In fact I recently had someone go through almost the same steps here, although they were using Ampere GPUs rather than Turing. As the post mentions, the microarchitecture is almost the same, especially when talking about the tensor cores (Hopper has significant changes). One difference is that it supports asynchronous global to shared memory transfers, which is quite useful. And you can get these for quite cheap: a RTX 3060 is a good card to test on. Vast.ai will rent one to you for a fraction of the price the author paid, and you can run Nsight Compute on them if you pick the VM instances (which costs several times more–the Docker instances are actually like a tenth of the prices the author paid).

I don't really have anything to point out about the content here but I will add that you will want to pipeline shared memory loads (to registers) in addition to those coming global memory. If you do this it's very possible to beat cuBLAS, which doesn't do that (CUTLASS does). I think around that microarchitecture you want at least a two-deep pipeline where global memory loads to shared memory two iterations head, then shared memory populates registers one iteration ahead, then you do the MMA tile. As you get faster and faster tensor cores this pipeline increases, and async copies will come help make your life easier–but the actual benefit here is that you save registers, which are a scarce resource. Async copies don't need to pin registers while waiting for global→shared stores. In fact Blackwell has dedicated "tensor memory" to directly load your tensor cores without needing to use registers at all. It's actually larger than your registers and shared memory put together, IIRC.

Most people have moved on at this point but I did want to say that I think the ldmatrix instruction was a mistake, honestly–it is designed to hide the matrix layout from you, but in doing so it also makes it inevitable that you'll have conflicts.
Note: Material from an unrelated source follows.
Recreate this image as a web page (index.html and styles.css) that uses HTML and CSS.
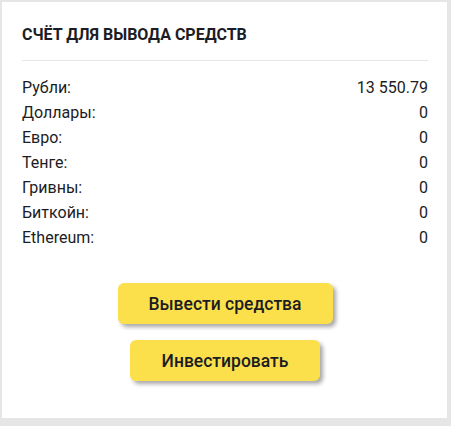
FILE: index.html
```html
<!DOCTYPE html>
<html lang="ru">
<head>
    <meta charset="UTF-8">
    <title>Счёт для вывода средств</title>
    <link rel="stylesheet" href="styles.css">
</head>
<body>
    <div class="card">
        <h2 class="card-title">Счёт для вывода средств</h2>
        <div class="balances">
            <div class="row"><span>Рубли:</span><span>13 550.79</span></div>
            <div class="row"><span>Доллары:</span><span>0</span></div>
            <div class="row"><span>Евро:</span><span>0</span></div>
            <div class="row"><span>Тенге:</span><span>0</span></div>
            <div class="row"><span>Гривны:</span><span>0</span></div>
            <div class="row"><span>Биткойн:</span><span>0</span></div>
            <div class="row"><span>Ethereum:</span><span>0</span></div>
        </div>
        <div class="actions">
            <button class="btn btn-wide">Вывести средства</button>
            <button class="btn">Инвестировать</button>
        </div>
    </div>
</body>
</html>
```
FILE: styles.css
```css
body {
    margin: 0;
    padding: 2px 4px 8px 2px;
    background: #e6e6e6;
    font-family: Roboto, "Liberation Sans", sans-serif;
    color: #1c1c24;
}
.card {
    background: white;
    padding: 23px 19px 37px 20px;
}
.card-title {
    margin: 0;
    padding-bottom: 16px;
    border-bottom: 1px solid #e6e6e6;
    font-size: 16px;
    line-height: 19px;
    font-weight: 700;
    text-transform: uppercase;
}
.balances {
    margin-top: 14px;
}
.row {
    display: flex;
    justify-content: space-between;
    font-size: 16px;
    line-height: 25px;
}
.actions {
    margin-top: 33px;
    display: flex;
    flex-direction: column;
    align-items: center;
    gap: 16px;
}
.btn {
    height: 41px;
    width: 190px;
    border: none;
    border-radius: 6px;
    background: #fbe04b;
    color: #1c1c24;
    font-family: inherit;
    font-size: 17.5px;
    font-weight: 500;
    box-shadow: 3px 3px 4px rgba(0,0,0,0.35);
    cursor: pointer;
}
.btn-wide {
    width: 215px;
}
```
One thing I haven't heard many people talk about is that conflicts actually occur in a transaction, rather than a warp. This also applies to coalescing from global memory. So for both if you use vectorized operations you can fill a transaction with fewer threads, reducing the chance of conflicts (or threads cooperating for coalescing). If all threads perform vectorized loads, you reduce your worst-case conflicts from 32-way to 8-way! It's an easy way to improve your performance if you're having trouble with laying out data across the entire warp.

Also, occupancy of GEMM is basically 2-3 blocks per SM, if that. This is mentioned by this post, and Simon does too. But I think those who are new to writing high-performance compute bound kernels don't really internalize it as they should. The model of "more threads, more occupancy, to hide the memory latency" is truly dead and buried. It is hard to feed tensor cores but you can't solve this by wavefront parallelism anymore. Everything is explicitly pipelined, with more and more of it being done in software in the direction of computation, rather than horizontally across warps or SMs.

1 comments

thanks so much for reading!!

>I think around that microarchitecture you want at least a two-deep pipeline where global memory loads to shared memory two iterations head

I agree, if I were to spend more time on this, I would add another layer of pipelining like you say, and also tweak it so that each threadblock is persistent on a particular SM, and processes multiple tiles. This allows you to hide the write latency of the epilogue, and arrange the SM<->data layout in way that maximizes L2 cache locality. (good explanation of this here https://cudaforfun.substack.com/p/outperforming-cublas-on-h1...)

>I did want to say that I think the ldmatrix instruction was a mistake

I agree. I found this instruction wierd because it hides which thread is reading which data, but it causes shared memory bank conflicts, so you are left to guess which thread is reading what. I find using the TMA on hopper is much nicer.

>The model of "more threads, more occupancy, to hide the memory latency" is truly dead and buried

Well said, seems like all the intro to CUDA textbooks need to be rewritten. It seems like now for all GEMM-like kernels, occupancy matters very little, and its more about using dedicated, asychronous hardware units properly in conjunction one another. I like this because there is a bit less black magic involved when chasing the long tail of performance. This is well put here

https://research.colfax-intl.com/cutlass-tutorial-writing-ge...

"In historical context, these developments continue a trend of replacing general-purpose computational resources by specialized hardware resources, to both remove bottlenecks and free up those general-purpose resources for other operations. Starting with the Volta architecture, the Tensor Cores divorced GEMM arithmetic operations from the general computational pipeline. Ampere’s asynchronous copy instructions allowed for true pipelining of GEMM mainloops. On Hopper GPUs, the asynchronous, single-threaded TMA and the ability to reallocate registers between warpgroups dramatically reduced the register and thread cost of data movement, and the asynchronous WGMMA allowed for pipelining of MMA with other compute operations. Now, Tensor Memory and UMMA do for MMA just what TMA did for copy, making it a single-threaded, asynchronous operation that does not consume registers. As a result, registers can primarily be used for other tasks like scheduling and fused epilogue operations."

Well, CUDA is used for a lot of things. It can make sense to increase occupancy when your code is memory bound, for example.